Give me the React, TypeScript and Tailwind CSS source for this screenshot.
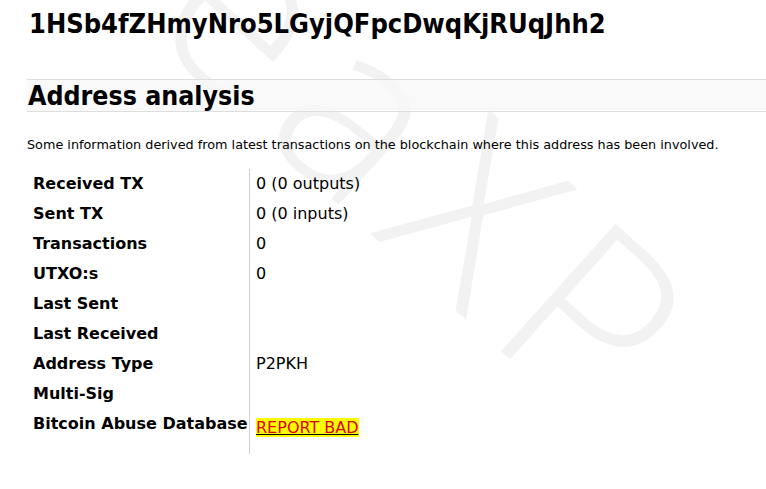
import React from "react";

const rows: [string, React.ReactNode][] = [
  ["Received TX", "0 (0 outputs)"],
  ["Sent TX", "0 (0 inputs)"],
  ["Transactions", "0"],
  ["UTXO:s", "0"],
  ["Last Sent", ""],
  ["Last Received", ""],
  ["Address Type", "P2PKH"],
  ["Multi-Sig", ""],
];

export default function App() {
  return (
    <div className="relative w-[766px] h-[489px] overflow-hidden bg-white text-black" style={{ fontFamily: '"DejaVu Sans", Verdana, sans-serif' }}>
      {/* watermark */}
      <div aria-hidden="true" className="pointer-events-none absolute left-[286px] top-[-129px] z-0 origin-top-left rotate-[42deg] whitespace-nowrap text-[240px] leading-none font-light tracking-[23px] text-[#f2f2f2]" style={{ fontFamily: '"Open Sans", sans-serif' }}>
        eaXP
      </div>
      <div className="relative z-10">
        <h1 className="pl-[29px] pt-[8px] text-[27px] font-bold leading-[32px]" style={{ fontFamily: '"DejaVu Sans Condensed", "DejaVu Sans", sans-serif' }}>1HSb4fZHmyNro5LGyjQFpcDwqKjRUqJhh2</h1>
        <div className="ml-[27px] mt-[39px] h-[33px] border-y border-[#dedede] bg-[#f8f8f8]/80">
          <h2 className="pl-[1px] text-[26.5px] font-bold leading-[31px]" style={{ fontFamily: '"DejaVu Sans Condensed", "DejaVu Sans", sans-serif' }}>Address analysis</h2>
        </div>
        <p className="ml-[27px] mt-[25px] text-[12.8px] leading-[16px]">Some information derived from latest transactions on the blockchain where this address has been involved.</p>
        <div className="ml-[28px] mt-[16px] w-[400px]">
          {rows.map(([k, v]) => (
            <div key={k} className="grid h-[30px] grid-cols-[221px_1fr] items-center">
              <div className="pl-[5px] text-[16px] font-bold">{k}</div>
              <div className="flex h-full items-center border-l border-[#cfcfcf] pl-[6px] text-[16px]">{v}</div>
            </div>
          ))}
          <div className="grid h-[45px] grid-cols-[221px_1fr]">
            <div className="pl-[5px] pt-[5px] text-[16px] font-bold leading-[20px]">Bitcoin Abuse Database</div>
            <div className="border-l border-[#cfcfcf] pl-[6px] pt-[7px]">
              <a href="#" className="bg-[#ffff00] text-[16px] leading-[18px] text-[#e00000] underline decoration-black">REPORT BAD</a>
            </div>
          </div>
        </div>
      </div>
    </div>
  );
}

_DIRECTIVE_: Print each line of the material above exactly, with the pictures removed from your copy.

_THE OUTPUT_:
Give me the React, TypeScript and Tailwind CSS source for this screenshot.
import React from "react";

const rows: [string, React.ReactNode][] = [
  ["Received TX", "0 (0 outputs)"],
  ["Sent TX", "0 (0 inputs)"],
  ["Transactions", "0"],
  ["UTXO:s", "0"],
  ["Last Sent", ""],
  ["Last Received", ""],
  ["Address Type", "P2PKH"],
  ["Multi-Sig", ""],
];

export default function App() {
  return (
    <div className="relative w-[766px] h-[489px] overflow-hidden bg-white text-black" style={{ fontFamily: '"DejaVu Sans", Verdana, sans-serif' }}>
      {/* watermark */}
      <div aria-hidden="true" className="pointer-events-none absolute left-[286px] top-[-129px] z-0 origin-top-left rotate-[42deg] whitespace-nowrap text-[240px] leading-none font-light tracking-[23px] text-[#f2f2f2]" style={{ fontFamily: '"Open Sans", sans-serif' }}>
        eaXP
      </div>
      <div className="relative z-10">
        <h1 className="pl-[29px] pt-[8px] text-[27px] font-bold leading-[32px]" style={{ fontFamily: '"DejaVu Sans Condensed", "DejaVu Sans", sans-serif' }}>1HSb4fZHmyNro5LGyjQFpcDwqKjRUqJhh2</h1>
        <div className="ml-[27px] mt-[39px] h-[33px] border-y border-[#dedede] bg-[#f8f8f8]/80">
          <h2 className="pl-[1px] text-[26.5px] font-bold leading-[31px]" style={{ fontFamily: '"DejaVu Sans Condensed", "DejaVu Sans", sans-serif' }}>Address analysis</h2>
        </div>
        <p className="ml-[27px] mt-[25px] text-[12.8px] leading-[16px]">Some information derived from latest transactions on the blockchain where this address has been involved.</p>
        <div className="ml-[28px] mt-[16px] w-[400px]">
          {rows.map(([k, v]) => (
            <div key={k} className="grid h-[30px] grid-cols-[221px_1fr] items-center">
              <div className="pl-[5px] text-[16px] font-bold">{k}</div>
              <div className="flex h-full items-center border-l border-[#cfcfcf] pl-[6px] text-[16px]">{v}</div>
            </div>
          ))}
          <div className="grid h-[45px] grid-cols-[221px_1fr]">
            <div className="pl-[5px] pt-[5px] text-[16px] font-bold leading-[20px]">Bitcoin Abuse Database</div>
            <div className="border-l border-[#cfcfcf] pl-[6px] pt-[7px]">
              <a href="#" className="bg-[#ffff00] text-[16px] leading-[18px] text-[#e00000] underline decoration-black">REPORT BAD</a>
            </div>
          </div>
        </div>
      </div>
    </div>
  );
}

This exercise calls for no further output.